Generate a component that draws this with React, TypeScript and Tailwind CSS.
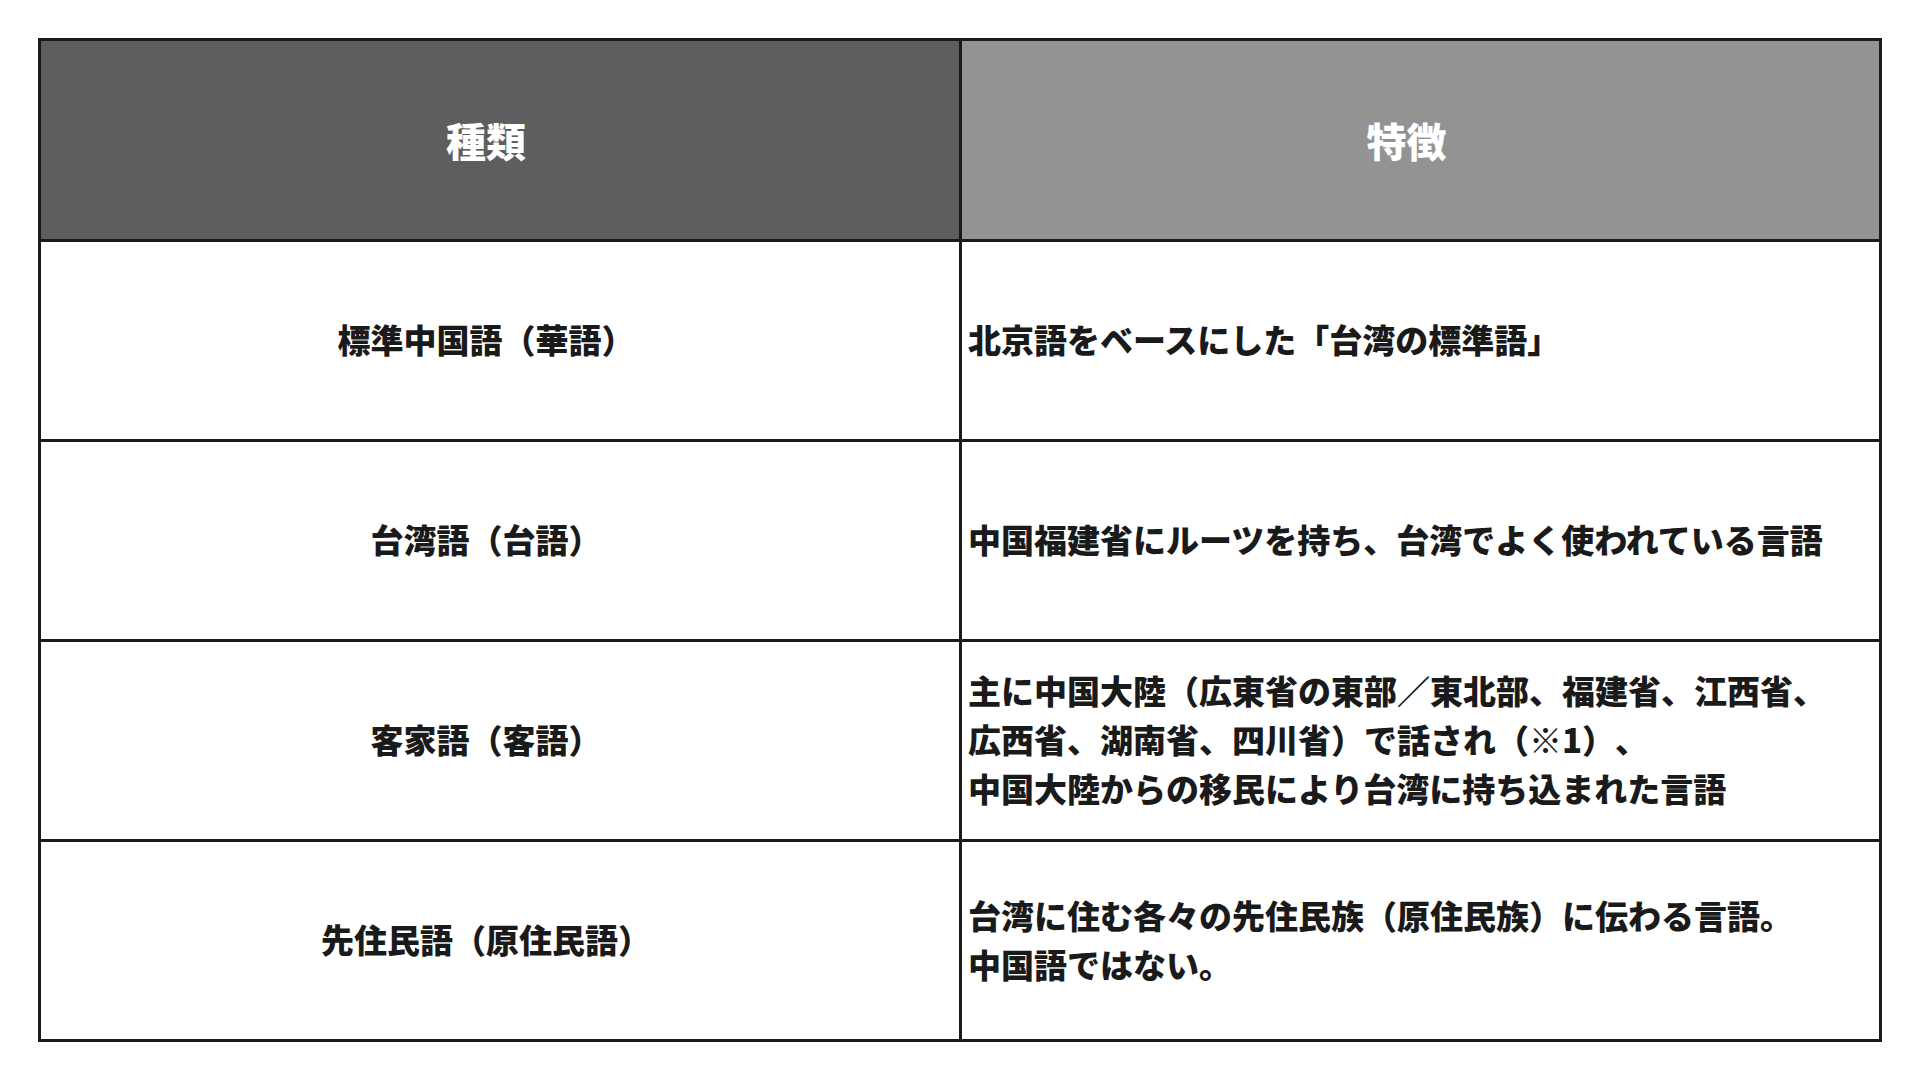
const rows: { kind: string; lines: string[] }[] = [
  { kind: "標準中国語（華語）", lines: ["北京語をベースにした「台湾の標準語」"] },
  { kind: "台湾語（台語）", lines: ["中国福建省にルーツを持ち、台湾でよく使われている言語"] },
  {
    kind: "客家語（客語）",
    lines: [
      "主に中国大陸（広東省の東部／東北部、福建省、江西省、",
      "広西省、湖南省、四川省）で話され（※1）、",
      "中国大陸からの移民により台湾に持ち込まれた言語",
    ],
  },
  {
    kind: "先住民語（原住民語）",
    lines: ["台湾に住む各々の先住民族（原住民族）に伝わる言語。", "中国語ではない。"],
  },
];

export default function App() {
  return (
    <div
      className="min-h-screen w-[1920px] bg-white pt-[38px] pl-[38px] [text-spacing-trim:space-all]"
      style={{ fontFamily: '"Noto Sans CJK JP", "Noto Sans", sans-serif' }}
    >
      <div className="w-[1844px] border-[3px] border-[#1a1a1a] font-black">
        {/* header */}
        <div className="grid grid-cols-[921px_1fr] border-b-[3px] border-[#1a1a1a]">
          <div className="flex h-[198px] items-center justify-center border-r-[3px] border-[#1a1a1a] bg-[#5e5e5e] pl-[6px] pr-[34px] text-[40px] text-white">
            種類
          </div>
          <div className="flex h-[198px] items-center justify-center bg-[#939393] pl-[6px] pr-[34px] text-[40px] text-white">
            特徴
          </div>
        </div>

        {/* body rows */}
        {rows.map((row, i) => (
          <div
            key={row.kind}
            className={
              i < rows.length - 1
                ? "grid grid-cols-[921px_1fr] border-b-[3px] border-[#1a1a1a]"
                : "grid grid-cols-[921px_1fr]"
            }
          >
            <div className="flex h-[197px] items-center justify-center border-r-[3px] border-[#1a1a1a] pb-[2px] pl-[6px] pr-[34px] text-[33px] text-[#1a1a1a]">
              {row.kind}
            </div>
            <div className="flex h-[197px] flex-col justify-center pb-[2px] pl-[6px] pr-[10px] text-[33px] leading-[49px] text-[#1a1a1a]">
              {row.lines.map((line) => (
                <div key={line} className="whitespace-nowrap">
                  {line}
                </div>
              ))}
            </div>
          </div>
        ))}
      </div>
    </div>
  );
}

════

▶ _Set problem_
The material above must be printed exactly, with its pictures left out.

▶ _Result of this exercise_
Generate a component that draws this with React, TypeScript and Tailwind CSS.
const rows: { kind: string; lines: string[] }[] = [
  { kind: "標準中国語（華語）", lines: ["北京語をベースにした「台湾の標準語」"] },
  { kind: "台湾語（台語）", lines: ["中国福建省にルーツを持ち、台湾でよく使われている言語"] },
  {
    kind: "客家語（客語）",
    lines: [
      "主に中国大陸（広東省の東部／東北部、福建省、江西省、",
      "広西省、湖南省、四川省）で話され（※1）、",
      "中国大陸からの移民により台湾に持ち込まれた言語",
    ],
  },
  {
    kind: "先住民語（原住民語）",
    lines: ["台湾に住む各々の先住民族（原住民族）に伝わる言語。", "中国語ではない。"],
  },
];

export default function App() {
  return (
    <div
      className="min-h-screen w-[1920px] bg-white pt-[38px] pl-[38px] [text-spacing-trim:space-all]"
      style={{ fontFamily: '"Noto Sans CJK JP", "Noto Sans", sans-serif' }}
    >
      <div className="w-[1844px] border-[3px] border-[#1a1a1a] font-black">
        {/* header */}
        <div className="grid grid-cols-[921px_1fr] border-b-[3px] border-[#1a1a1a]">
          <div className="flex h-[198px] items-center justify-center border-r-[3px] border-[#1a1a1a] bg-[#5e5e5e] pl-[6px] pr-[34px] text-[40px] text-white">
            種類
          </div>
          <div className="flex h-[198px] items-center justify-center bg-[#939393] pl-[6px] pr-[34px] text-[40px] text-white">
            特徴
          </div>
        </div>

        {/* body rows */}
        {rows.map((row, i) => (
          <div
            key={row.kind}
            className={
              i < rows.length - 1
                ? "grid grid-cols-[921px_1fr] border-b-[3px] border-[#1a1a1a]"
                : "grid grid-cols-[921px_1fr]"
            }
          >
            <div className="flex h-[197px] items-center justify-center border-r-[3px] border-[#1a1a1a] pb-[2px] pl-[6px] pr-[34px] text-[33px] text-[#1a1a1a]">
              {row.kind}
            </div>
            <div className="flex h-[197px] flex-col justify-center pb-[2px] pl-[6px] pr-[10px] text-[33px] leading-[49px] text-[#1a1a1a]">
              {row.lines.map((line) => (
                <div key={line} className="whitespace-nowrap">
                  {line}
                </div>
              ))}
            </div>
          </div>
        ))}
      </div>
    </div>
  );
}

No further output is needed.